ヴィブラートとは、音程を上下に動かすイメージがあると思う。ヴィブラートのコツは、まず指で弾いた振動を殺さない。弓で生んだ振動を増幅させるのがヴィブラート。一番いけないのは押さえつけるイメージをすること。ヴィブラートには、「指」「手首」「腕」の3つのカテゴリーがあるが、いつも全部動いている。
弦が一番下まで押し込んで、100としましょう。いつもこうして弾かないといけないと思っている人が多いが、100まで押し込むと振動を止めやすい。必ず、弦と指板の間に隙間が空いているはず。70%ぐらいの深さまで押されるといい音が出ます。(麻生泰氏「私はギュッと押しつけてグリグリやってました。」)指で弾いたこの揺れを止めずに振動を増やすことが大切です。

天才姉妹として名高いヴィオリニストの漆原啓子氏と朝子氏も同様なことをサラサーテの記事(Vol.59 P71)の中で語っています。

朝子氏「力を入れて無理やりかけたものは、痩せた音になります。歌の人が喉を締めないで広げて歌うのと同じです。」
啓子氏「腕を開放することは大切です。やはり右手のテクニックがきちんとしていて、ヴィブラートをかけずに音色が作れることは必要です。」
朝子氏「右手で作った音色に、気持ちが伴っていき、さらにはヴィブラートがかかるのが理想です。ノン・ヴィブラートといわれるバロック時代でも、響きの補助には使った。最初に弦を振動させ、その弦の振動が広がっていき、痩せていく時に補助的な役割としてヴィブラートをかけるーということが行われていたそうです。」

ここまで読み進めてくると、浮かび上がってくるのが「脱力」です。事が成就しないのは余計な力が入っているから。それを取り除くのが脱力です。

いつ頃の事か忘れましたが、深山尚久氏のマスタークラスを聴講しました。その時、受講生の一人が演奏中に弓を落としてしまいました。余計ではない所で力を抜いてしまったようです。

N響のコンマスとして長く活躍された徳永ニ男氏は左手の親指の位置について、サラサーテ(Vol.71 P73)で次のように語っています。
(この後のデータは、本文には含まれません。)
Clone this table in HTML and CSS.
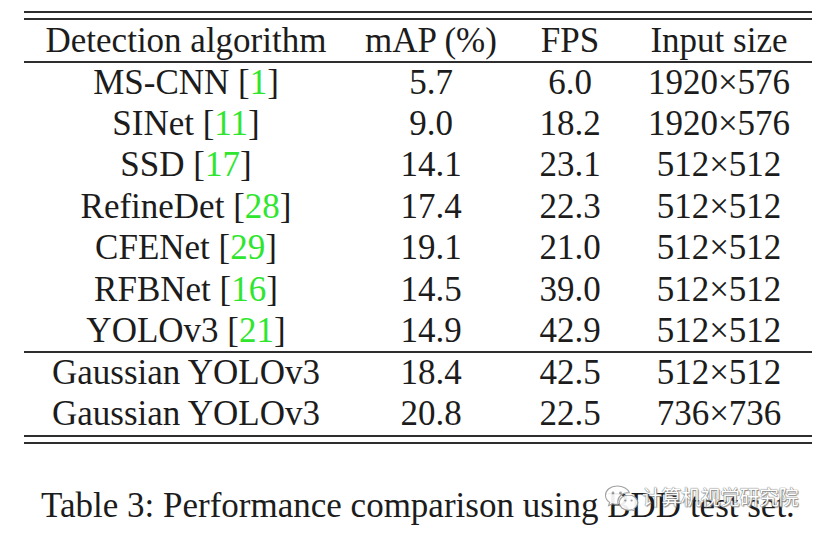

親指を外にして左手をぎゅっと握った時に、親指は人差し指と中指の間に乗っているはずです。これが最も力が入る“ぐー”の形。ハイフェッツやミルシテインやクレーメルもこの形です。親指を外に開いてしまうより親指を中に入れる方が指を揺らす可動域は広くなります。

これは、脱力とは真逆で効率的な力の入れ方について述べられています。また、ヴィブラートを前述の3つのカテゴリーのどこからかけるか?の問いには、どれにも該当せず、第三関節からかける、と答えています。弦を押さえている指の第三関節を揺らすと、腕全体も動き、効率がいいからだそうです。

私には、中指のヴィブラートがかかりにくいという悩みがあります。そこで今は、良い響きを出すために弦と指板の間に隙間をつくるように指を脱力させながら、親指を人差し指と中指の間に置き、弦を押さえている指の第三関節と親指の第三関節を同時に揺らすようにしてヴィブラートの練習をしています。このやり方だと、確かに前よりもかかりが良くなりました。でも、ヴィブラートありきではなく、「美しいと思われる響き」こそが大切だと考えています。いずれにしても、脱力はその手助けになることは間違いありません。